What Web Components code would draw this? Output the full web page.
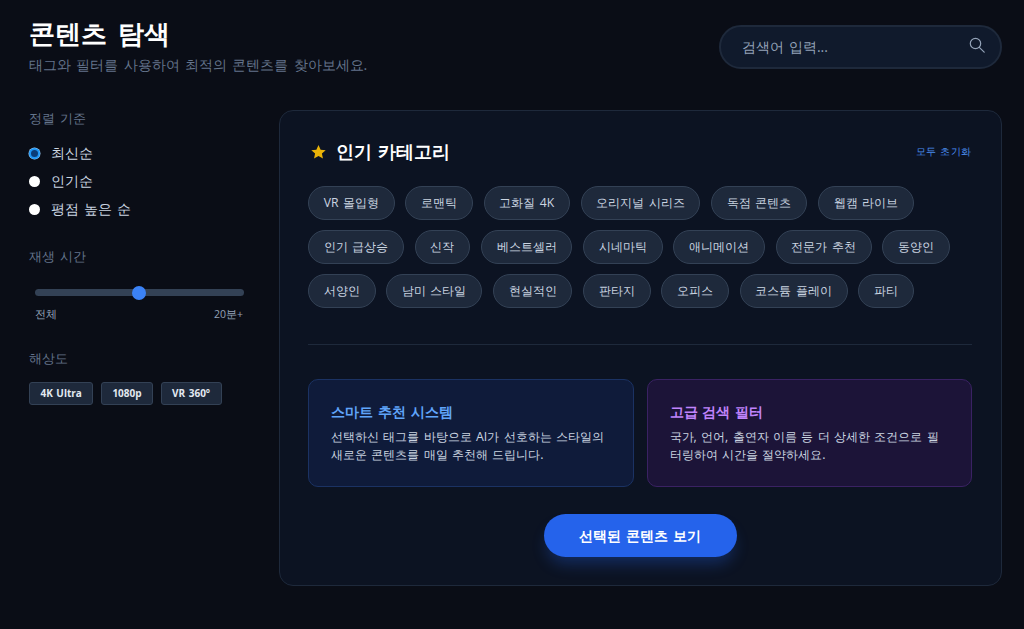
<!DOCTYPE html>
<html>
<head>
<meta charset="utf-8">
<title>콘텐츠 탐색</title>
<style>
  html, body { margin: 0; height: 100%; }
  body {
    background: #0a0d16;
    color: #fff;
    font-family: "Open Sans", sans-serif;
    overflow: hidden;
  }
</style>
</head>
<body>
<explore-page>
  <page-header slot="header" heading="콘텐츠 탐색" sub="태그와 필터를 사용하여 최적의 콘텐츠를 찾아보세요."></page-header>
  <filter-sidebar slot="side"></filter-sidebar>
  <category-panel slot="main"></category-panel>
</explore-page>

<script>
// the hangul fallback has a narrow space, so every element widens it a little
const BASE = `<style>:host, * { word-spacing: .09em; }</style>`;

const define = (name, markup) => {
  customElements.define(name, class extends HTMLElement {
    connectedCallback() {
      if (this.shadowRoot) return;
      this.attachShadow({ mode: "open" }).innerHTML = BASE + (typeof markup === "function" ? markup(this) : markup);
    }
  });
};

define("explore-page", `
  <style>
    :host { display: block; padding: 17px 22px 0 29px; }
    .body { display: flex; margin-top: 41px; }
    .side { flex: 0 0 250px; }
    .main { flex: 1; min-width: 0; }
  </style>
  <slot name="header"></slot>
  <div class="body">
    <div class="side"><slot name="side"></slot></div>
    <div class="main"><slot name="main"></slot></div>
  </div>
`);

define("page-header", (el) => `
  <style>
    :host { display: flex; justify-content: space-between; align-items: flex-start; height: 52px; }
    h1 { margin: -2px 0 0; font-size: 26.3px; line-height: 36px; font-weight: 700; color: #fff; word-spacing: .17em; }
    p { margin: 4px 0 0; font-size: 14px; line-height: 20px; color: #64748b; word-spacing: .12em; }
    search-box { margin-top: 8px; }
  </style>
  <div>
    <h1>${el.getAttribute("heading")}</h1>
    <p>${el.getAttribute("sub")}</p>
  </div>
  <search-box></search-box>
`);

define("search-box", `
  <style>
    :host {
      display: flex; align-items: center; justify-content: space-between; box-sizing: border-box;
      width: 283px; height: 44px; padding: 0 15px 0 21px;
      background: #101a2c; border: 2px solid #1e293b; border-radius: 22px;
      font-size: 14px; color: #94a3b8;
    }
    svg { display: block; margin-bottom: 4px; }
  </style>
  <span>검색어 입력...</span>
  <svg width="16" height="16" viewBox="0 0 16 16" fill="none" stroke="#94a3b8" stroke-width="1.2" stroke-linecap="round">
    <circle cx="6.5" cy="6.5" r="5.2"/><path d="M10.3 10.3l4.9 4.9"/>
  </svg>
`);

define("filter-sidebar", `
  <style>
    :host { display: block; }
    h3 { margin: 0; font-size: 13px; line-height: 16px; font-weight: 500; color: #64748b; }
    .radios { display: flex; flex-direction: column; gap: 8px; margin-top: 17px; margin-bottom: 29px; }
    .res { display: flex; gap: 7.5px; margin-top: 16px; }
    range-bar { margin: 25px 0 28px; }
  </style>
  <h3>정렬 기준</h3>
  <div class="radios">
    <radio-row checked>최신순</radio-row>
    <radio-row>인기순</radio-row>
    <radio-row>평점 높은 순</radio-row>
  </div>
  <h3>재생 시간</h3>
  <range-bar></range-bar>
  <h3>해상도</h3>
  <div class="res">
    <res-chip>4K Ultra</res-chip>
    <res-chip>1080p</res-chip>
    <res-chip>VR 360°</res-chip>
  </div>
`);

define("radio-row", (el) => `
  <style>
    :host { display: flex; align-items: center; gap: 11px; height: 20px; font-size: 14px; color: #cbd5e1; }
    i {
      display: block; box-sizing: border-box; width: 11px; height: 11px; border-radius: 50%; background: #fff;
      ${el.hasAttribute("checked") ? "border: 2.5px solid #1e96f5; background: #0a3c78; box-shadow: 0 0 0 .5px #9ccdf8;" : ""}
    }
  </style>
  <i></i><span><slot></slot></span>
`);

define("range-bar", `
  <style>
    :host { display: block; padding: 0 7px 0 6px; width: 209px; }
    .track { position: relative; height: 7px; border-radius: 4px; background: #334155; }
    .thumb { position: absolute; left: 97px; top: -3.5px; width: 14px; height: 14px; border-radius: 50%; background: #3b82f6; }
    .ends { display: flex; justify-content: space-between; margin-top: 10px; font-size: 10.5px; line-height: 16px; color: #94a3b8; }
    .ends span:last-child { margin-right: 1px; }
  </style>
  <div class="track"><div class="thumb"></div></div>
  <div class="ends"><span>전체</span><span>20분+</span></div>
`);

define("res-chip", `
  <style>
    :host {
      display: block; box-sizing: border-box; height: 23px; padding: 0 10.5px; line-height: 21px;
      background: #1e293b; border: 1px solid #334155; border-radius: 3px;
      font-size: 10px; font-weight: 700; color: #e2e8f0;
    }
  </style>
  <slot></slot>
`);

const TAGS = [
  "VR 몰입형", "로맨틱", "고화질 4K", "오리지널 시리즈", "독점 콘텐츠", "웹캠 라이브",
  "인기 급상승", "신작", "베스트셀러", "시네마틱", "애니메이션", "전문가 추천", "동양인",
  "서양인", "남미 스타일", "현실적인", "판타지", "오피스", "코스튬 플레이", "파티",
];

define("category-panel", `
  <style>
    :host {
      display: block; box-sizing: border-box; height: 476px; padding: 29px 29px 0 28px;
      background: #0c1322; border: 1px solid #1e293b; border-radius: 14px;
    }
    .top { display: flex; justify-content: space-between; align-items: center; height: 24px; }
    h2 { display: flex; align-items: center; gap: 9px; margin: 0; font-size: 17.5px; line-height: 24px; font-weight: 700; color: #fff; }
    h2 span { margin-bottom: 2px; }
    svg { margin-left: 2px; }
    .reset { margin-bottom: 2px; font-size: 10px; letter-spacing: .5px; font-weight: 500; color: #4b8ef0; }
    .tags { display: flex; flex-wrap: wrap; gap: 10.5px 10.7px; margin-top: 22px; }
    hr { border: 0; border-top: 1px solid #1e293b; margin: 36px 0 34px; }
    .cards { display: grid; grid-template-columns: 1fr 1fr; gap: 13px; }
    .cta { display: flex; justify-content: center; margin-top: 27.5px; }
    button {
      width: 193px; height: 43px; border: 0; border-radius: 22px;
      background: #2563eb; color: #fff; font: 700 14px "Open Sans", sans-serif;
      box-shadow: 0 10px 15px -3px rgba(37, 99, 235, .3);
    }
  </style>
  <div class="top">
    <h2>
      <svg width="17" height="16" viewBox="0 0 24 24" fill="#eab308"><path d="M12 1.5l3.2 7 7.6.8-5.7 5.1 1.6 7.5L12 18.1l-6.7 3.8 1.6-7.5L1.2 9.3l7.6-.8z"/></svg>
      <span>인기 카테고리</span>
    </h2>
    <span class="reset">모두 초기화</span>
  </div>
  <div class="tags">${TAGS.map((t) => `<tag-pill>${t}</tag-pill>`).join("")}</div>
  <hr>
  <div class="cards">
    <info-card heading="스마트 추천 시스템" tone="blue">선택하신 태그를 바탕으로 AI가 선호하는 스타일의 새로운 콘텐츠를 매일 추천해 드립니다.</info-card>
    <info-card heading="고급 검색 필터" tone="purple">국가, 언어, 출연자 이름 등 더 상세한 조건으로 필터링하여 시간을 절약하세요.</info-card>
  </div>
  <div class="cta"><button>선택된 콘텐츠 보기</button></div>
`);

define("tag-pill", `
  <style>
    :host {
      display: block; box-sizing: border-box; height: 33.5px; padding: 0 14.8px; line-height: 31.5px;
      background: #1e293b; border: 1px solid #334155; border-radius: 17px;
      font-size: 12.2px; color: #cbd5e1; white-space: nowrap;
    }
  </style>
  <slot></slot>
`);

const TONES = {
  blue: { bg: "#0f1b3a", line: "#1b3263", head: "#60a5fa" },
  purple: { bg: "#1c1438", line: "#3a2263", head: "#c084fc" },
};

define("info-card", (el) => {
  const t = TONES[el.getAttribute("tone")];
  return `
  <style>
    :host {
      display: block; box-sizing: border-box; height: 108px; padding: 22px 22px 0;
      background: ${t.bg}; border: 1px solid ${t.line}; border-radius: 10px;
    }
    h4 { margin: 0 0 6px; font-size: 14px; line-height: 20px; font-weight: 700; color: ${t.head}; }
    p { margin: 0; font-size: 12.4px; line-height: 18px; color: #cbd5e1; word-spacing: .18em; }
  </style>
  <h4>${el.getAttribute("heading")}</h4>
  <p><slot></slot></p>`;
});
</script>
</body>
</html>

--

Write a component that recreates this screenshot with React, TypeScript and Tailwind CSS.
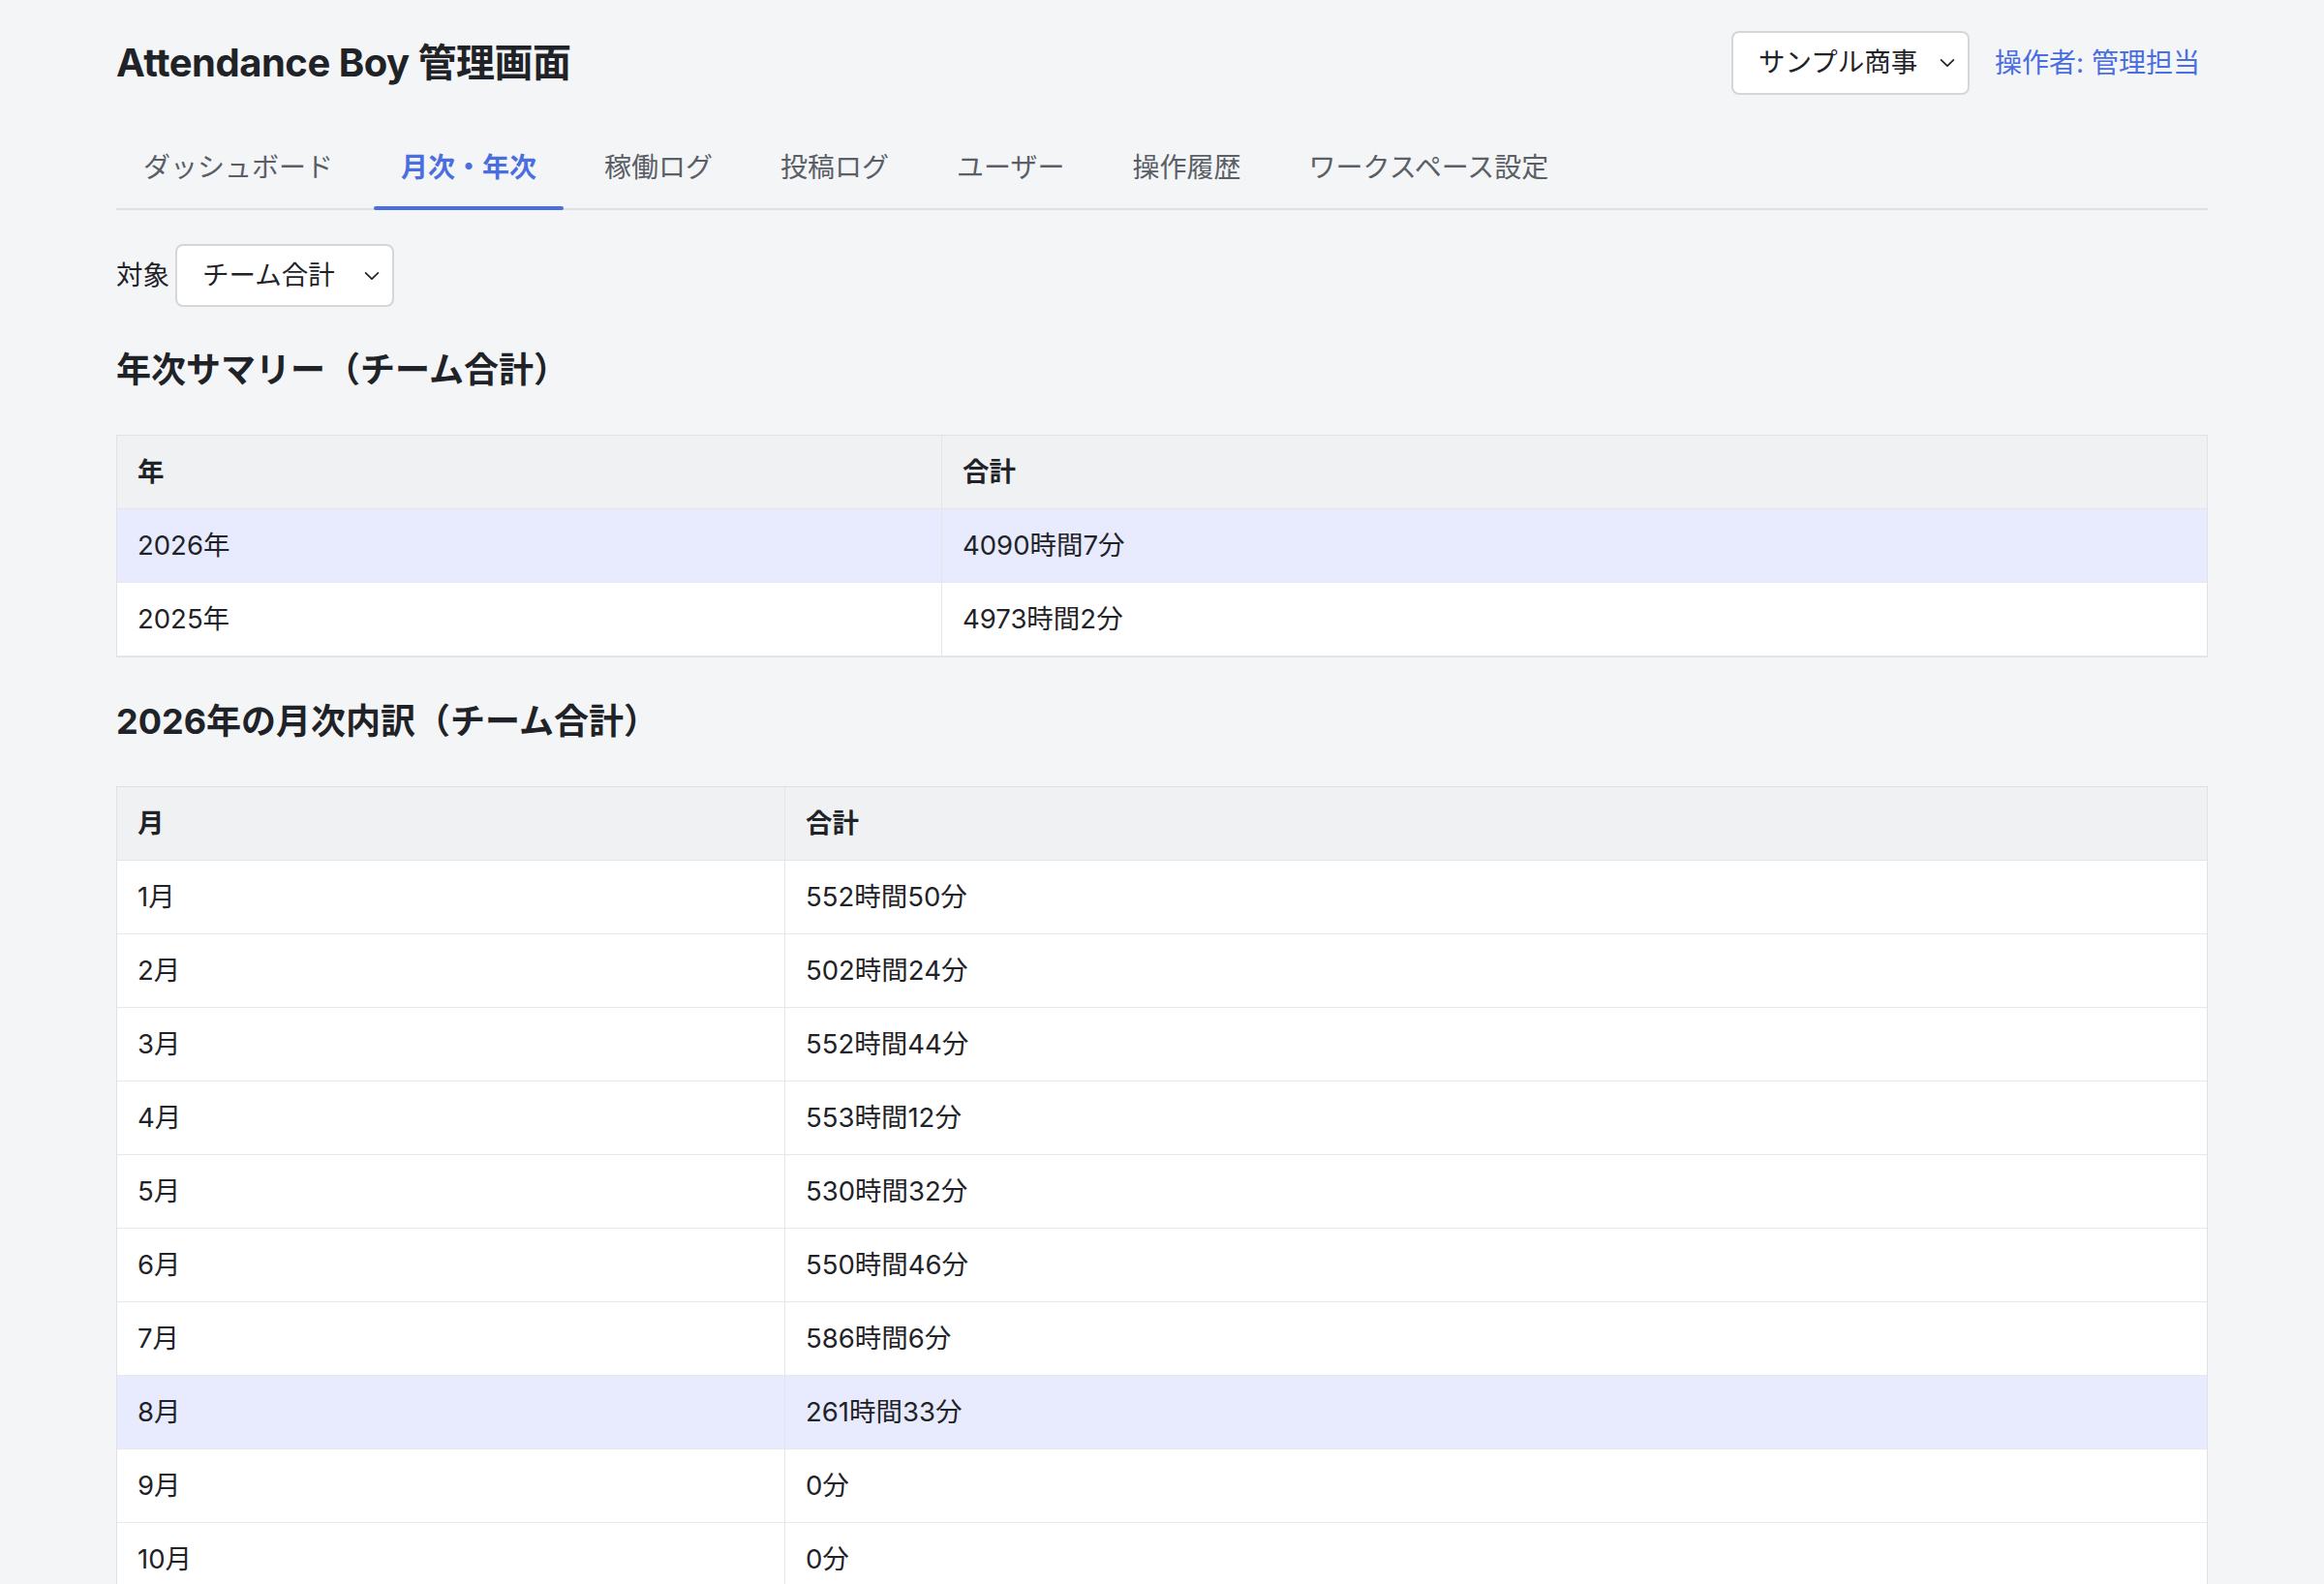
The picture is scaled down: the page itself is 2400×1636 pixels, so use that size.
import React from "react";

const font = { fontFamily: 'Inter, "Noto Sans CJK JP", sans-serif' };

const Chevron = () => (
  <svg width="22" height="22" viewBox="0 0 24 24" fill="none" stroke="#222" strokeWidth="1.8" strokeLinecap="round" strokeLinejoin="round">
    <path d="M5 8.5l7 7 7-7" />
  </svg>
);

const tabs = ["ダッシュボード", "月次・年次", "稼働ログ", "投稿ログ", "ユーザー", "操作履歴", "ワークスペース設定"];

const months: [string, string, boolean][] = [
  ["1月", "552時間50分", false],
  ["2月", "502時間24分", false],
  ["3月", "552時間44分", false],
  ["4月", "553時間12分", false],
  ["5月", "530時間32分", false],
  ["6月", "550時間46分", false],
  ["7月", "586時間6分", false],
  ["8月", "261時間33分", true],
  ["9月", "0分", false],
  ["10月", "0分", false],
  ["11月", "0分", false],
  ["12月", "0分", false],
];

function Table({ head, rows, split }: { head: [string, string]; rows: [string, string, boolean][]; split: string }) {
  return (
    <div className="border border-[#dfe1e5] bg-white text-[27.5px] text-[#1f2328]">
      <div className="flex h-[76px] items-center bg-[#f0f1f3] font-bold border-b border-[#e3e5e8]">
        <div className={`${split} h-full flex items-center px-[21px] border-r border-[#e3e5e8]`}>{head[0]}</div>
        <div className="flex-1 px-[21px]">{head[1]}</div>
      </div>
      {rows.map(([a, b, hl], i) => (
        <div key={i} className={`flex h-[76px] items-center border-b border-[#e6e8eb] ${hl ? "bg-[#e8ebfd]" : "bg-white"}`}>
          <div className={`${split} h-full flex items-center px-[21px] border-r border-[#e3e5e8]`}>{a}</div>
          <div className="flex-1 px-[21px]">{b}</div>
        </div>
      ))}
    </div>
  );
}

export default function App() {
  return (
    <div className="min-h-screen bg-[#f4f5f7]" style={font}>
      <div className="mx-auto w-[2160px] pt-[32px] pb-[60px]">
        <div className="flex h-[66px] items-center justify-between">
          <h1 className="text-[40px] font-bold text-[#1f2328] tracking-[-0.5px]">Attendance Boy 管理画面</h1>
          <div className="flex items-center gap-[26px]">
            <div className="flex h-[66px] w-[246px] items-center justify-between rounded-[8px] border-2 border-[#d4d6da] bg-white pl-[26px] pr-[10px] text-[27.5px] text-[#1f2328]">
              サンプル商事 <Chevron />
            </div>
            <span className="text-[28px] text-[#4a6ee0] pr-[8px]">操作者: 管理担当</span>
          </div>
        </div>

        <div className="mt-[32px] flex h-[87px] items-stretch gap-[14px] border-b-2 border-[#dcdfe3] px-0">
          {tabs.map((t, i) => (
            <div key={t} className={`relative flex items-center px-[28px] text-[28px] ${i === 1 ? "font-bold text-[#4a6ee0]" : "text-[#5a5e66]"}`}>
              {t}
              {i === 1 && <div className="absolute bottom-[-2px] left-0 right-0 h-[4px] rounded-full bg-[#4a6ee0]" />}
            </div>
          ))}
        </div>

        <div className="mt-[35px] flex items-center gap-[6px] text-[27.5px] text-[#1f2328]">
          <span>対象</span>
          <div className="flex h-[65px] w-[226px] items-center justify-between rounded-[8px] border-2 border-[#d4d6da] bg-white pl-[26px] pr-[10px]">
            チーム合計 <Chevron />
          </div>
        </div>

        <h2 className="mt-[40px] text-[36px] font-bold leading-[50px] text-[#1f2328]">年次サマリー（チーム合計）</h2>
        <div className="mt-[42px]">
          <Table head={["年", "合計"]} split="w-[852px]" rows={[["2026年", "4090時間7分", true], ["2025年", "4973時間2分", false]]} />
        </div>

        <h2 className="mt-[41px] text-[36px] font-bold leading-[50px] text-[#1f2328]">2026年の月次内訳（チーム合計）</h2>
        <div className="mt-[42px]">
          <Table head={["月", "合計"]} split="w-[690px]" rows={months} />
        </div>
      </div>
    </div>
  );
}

GIVEN PROBLEM
Identify the lines of the entries containing the string "React". Copy each such line.

ANSWER TO THIS TASK
Write a component that recreates this screenshot with React, TypeScript and Tailwind CSS.
import React from "react";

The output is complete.